[Problem details]:
Quote each line of the material verbatim, without the pictures.

[Given material]:
+++
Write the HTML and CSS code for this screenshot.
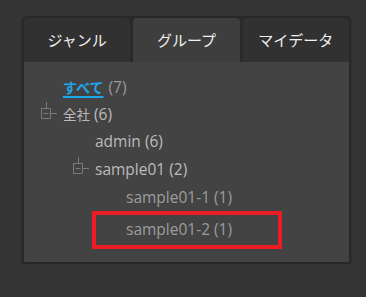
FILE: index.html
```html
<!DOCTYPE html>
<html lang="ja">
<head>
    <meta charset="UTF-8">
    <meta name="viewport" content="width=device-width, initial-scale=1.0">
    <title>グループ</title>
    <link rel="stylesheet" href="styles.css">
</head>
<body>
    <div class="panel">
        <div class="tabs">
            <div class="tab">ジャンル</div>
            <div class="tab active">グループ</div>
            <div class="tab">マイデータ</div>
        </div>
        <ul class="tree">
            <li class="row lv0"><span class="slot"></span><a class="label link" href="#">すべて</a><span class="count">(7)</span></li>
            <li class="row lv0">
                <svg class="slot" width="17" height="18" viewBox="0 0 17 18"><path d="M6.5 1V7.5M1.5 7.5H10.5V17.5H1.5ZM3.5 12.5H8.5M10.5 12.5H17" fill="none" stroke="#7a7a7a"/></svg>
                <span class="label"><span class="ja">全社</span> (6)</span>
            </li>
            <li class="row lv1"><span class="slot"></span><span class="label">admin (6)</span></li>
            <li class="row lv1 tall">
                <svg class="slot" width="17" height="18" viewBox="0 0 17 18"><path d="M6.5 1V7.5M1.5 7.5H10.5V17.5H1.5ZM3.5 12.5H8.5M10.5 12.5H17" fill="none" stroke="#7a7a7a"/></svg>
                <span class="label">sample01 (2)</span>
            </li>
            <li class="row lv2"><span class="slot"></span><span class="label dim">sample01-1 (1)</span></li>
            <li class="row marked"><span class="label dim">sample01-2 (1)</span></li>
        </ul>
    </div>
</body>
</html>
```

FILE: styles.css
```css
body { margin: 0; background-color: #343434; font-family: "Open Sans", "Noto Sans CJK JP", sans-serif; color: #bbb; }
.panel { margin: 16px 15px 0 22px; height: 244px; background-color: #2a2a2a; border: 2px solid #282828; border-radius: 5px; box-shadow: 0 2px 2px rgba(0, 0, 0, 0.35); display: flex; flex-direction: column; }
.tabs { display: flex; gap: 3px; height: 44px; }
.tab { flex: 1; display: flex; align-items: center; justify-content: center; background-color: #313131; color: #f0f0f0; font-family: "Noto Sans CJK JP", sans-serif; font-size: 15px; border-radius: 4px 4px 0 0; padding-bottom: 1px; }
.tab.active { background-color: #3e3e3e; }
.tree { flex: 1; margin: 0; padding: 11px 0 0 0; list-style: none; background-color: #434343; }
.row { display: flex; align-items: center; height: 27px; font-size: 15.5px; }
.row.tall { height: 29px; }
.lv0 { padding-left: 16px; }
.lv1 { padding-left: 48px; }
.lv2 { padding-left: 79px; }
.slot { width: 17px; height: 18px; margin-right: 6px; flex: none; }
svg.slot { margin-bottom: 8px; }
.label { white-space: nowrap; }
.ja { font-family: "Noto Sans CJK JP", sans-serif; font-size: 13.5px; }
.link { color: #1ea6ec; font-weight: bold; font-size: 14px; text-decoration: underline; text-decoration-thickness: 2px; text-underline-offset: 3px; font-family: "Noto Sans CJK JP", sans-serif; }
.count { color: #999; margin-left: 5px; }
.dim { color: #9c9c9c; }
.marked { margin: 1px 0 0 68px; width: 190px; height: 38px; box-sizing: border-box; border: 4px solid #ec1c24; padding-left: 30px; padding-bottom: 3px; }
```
+++
[The response]:
Write the HTML and CSS code for this screenshot.
FILE: index.html
```html
<!DOCTYPE html>
<html lang="ja">
<head>
    <meta charset="UTF-8">
    <meta name="viewport" content="width=device-width, initial-scale=1.0">
    <title>グループ</title>
    <link rel="stylesheet" href="styles.css">
</head>
<body>
    <div class="panel">
        <div class="tabs">
            <div class="tab">ジャンル</div>
            <div class="tab active">グループ</div>
            <div class="tab">マイデータ</div>
        </div>
        <ul class="tree">
            <li class="row lv0"><span class="slot"></span><a class="label link" href="#">すべて</a><span class="count">(7)</span></li>
            <li class="row lv0">
                <svg class="slot" width="17" height="18" viewBox="0 0 17 18"><path d="M6.5 1V7.5M1.5 7.5H10.5V17.5H1.5ZM3.5 12.5H8.5M10.5 12.5H17" fill="none" stroke="#7a7a7a"/></svg>
                <span class="label"><span class="ja">全社</span> (6)</span>
            </li>
            <li class="row lv1"><span class="slot"></span><span class="label">admin (6)</span></li>
            <li class="row lv1 tall">
                <svg class="slot" width="17" height="18" viewBox="0 0 17 18"><path d="M6.5 1V7.5M1.5 7.5H10.5V17.5H1.5ZM3.5 12.5H8.5M10.5 12.5H17" fill="none" stroke="#7a7a7a"/></svg>
                <span class="label">sample01 (2)</span>
            </li>
            <li class="row lv2"><span class="slot"></span><span class="label dim">sample01-1 (1)</span></li>
            <li class="row marked"><span class="label dim">sample01-2 (1)</span></li>
        </ul>
    </div>
</body>
</html>
```

FILE: styles.css
```css
body { margin: 0; background-color: #343434; font-family: "Open Sans", "Noto Sans CJK JP", sans-serif; color: #bbb; }
.panel { margin: 16px 15px 0 22px; height: 244px; background-color: #2a2a2a; border: 2px solid #282828; border-radius: 5px; box-shadow: 0 2px 2px rgba(0, 0, 0, 0.35); display: flex; flex-direction: column; }
.tabs { display: flex; gap: 3px; height: 44px; }
.tab { flex: 1; display: flex; align-items: center; justify-content: center; background-color: #313131; color: #f0f0f0; font-family: "Noto Sans CJK JP", sans-serif; font-size: 15px; border-radius: 4px 4px 0 0; padding-bottom: 1px; }
.tab.active { background-color: #3e3e3e; }
.tree { flex: 1; margin: 0; padding: 11px 0 0 0; list-style: none; background-color: #434343; }
.row { display: flex; align-items: center; height: 27px; font-size: 15.5px; }
.row.tall { height: 29px; }
.lv0 { padding-left: 16px; }
.lv1 { padding-left: 48px; }
.lv2 { padding-left: 79px; }
.slot { width: 17px; height: 18px; margin-right: 6px; flex: none; }
svg.slot { margin-bottom: 8px; }
.label { white-space: nowrap; }
.ja { font-family: "Noto Sans CJK JP", sans-serif; font-size: 13.5px; }
.link { color: #1ea6ec; font-weight: bold; font-size: 14px; text-decoration: underline; text-decoration-thickness: 2px; text-underline-offset: 3px; font-family: "Noto Sans CJK JP", sans-serif; }
.count { color: #999; margin-left: 5px; }
.dim { color: #9c9c9c; }
.marked { margin: 1px 0 0 68px; width: 190px; height: 38px; box-sizing: border-box; border: 4px solid #ec1c24; padding-left: 30px; padding-bottom: 3px; }
```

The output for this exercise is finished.